The game plan for Alma is a simple one – build the resource to a point where it can operate a mine with the right economies of scale. The numbers on the back of the envelope put that at about 20 to 30 million tonnes per year, which management believes it can make work with the right cost structure and a low strip ratio.
But to reach this point took a moment of enlightenment, like Paul on the road to Damascus. In 2019, the company was working to get a series of coal and power projects up in Botswana. However, the idea of raising money for African coal appeared to be getting closer and closer to the too-hard basket.
A circuit breaker was needed.
Management realised their blood, sweat and tears were going to be better poured into something that could be funded, over something that couldn’t … and the answer lay closer to home.
With attractive geology and an investment friendly landscape, Alma decided to build a new copper portfolio in Australia.
With no legacy issues shackling it, the deal with Canterbury Resources appeared a winner for both parties, especially given it revolved around a commodity that boasted a global demand reaching fever pitch.
S&P Global Market Intelligence has predicted that the world’s annual copper demand will nearly double from 25 million tonnes to about 50 million by 2035, backing Mr Tabeart’s assertions.
Alma also has its finger in a copper pie in WA’s north. Its East Kimberley project was uncovered over a few holiday beers, while peering over some old maps. Although it is yet to be explored, management believes the area appears to show the hallmarks of high-grade sediment-based projects similar to some of the world-beating African deposits in Zambia and the Congo.

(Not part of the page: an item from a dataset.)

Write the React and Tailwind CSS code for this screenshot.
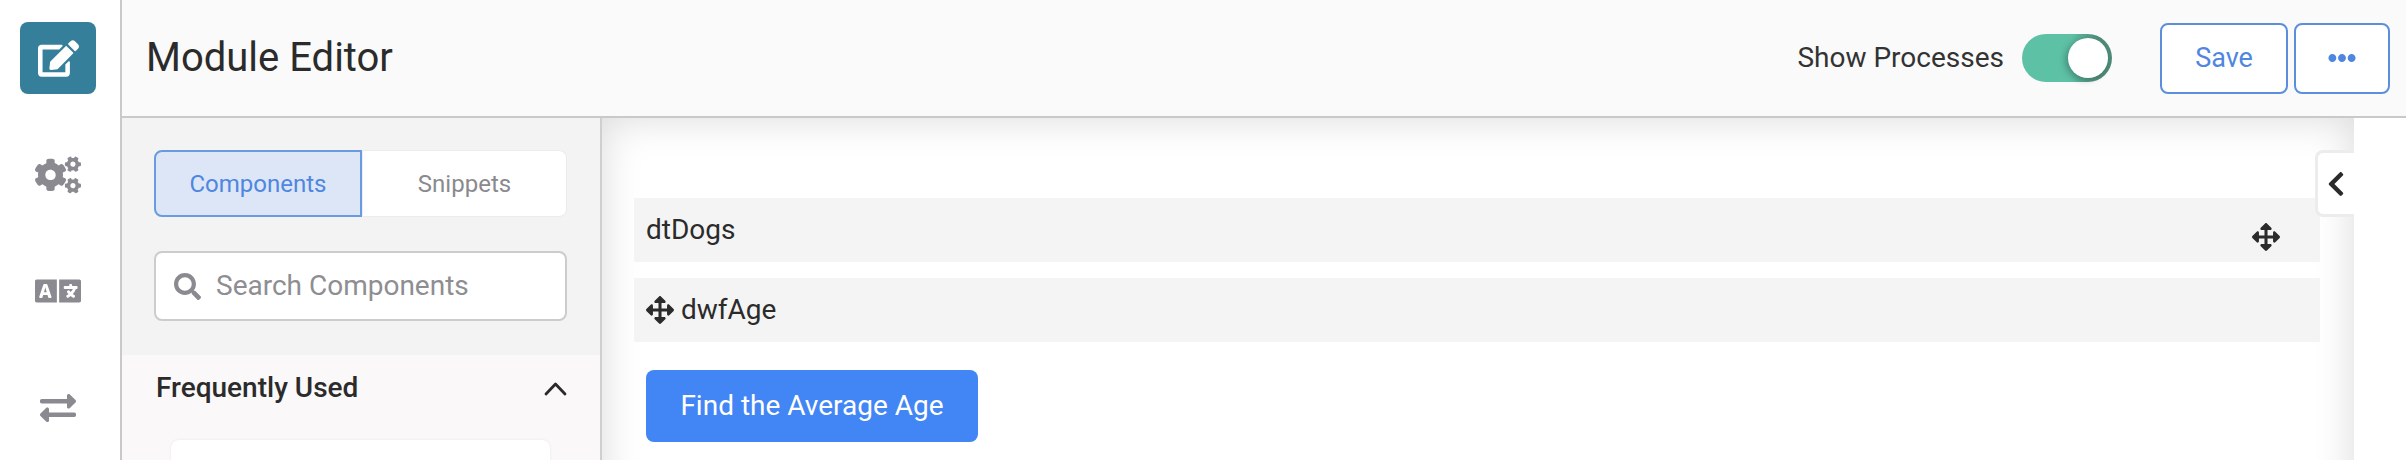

With two agreements already secured with local traditional landowners and the paperwork submitted to government, the company is hoping it will soon be able to get stuck into a project. Should it come off, it could be off to the races.
But in the meantime, it will be looking to steadily build its resource in Queensland, one hole at a time, as it seeks to become the Sunshine State’s next big copper player.
Alma is said to mean “wisdom”, or in Arabic it is believed to translate to “unbelievable, but true”. The company is optimistic it can bring that moniker to life.
“We have not yet drilled a hole on this project that is not mineralised,” Mr Tabeart said. “There is clearly a resource story that is growing here.”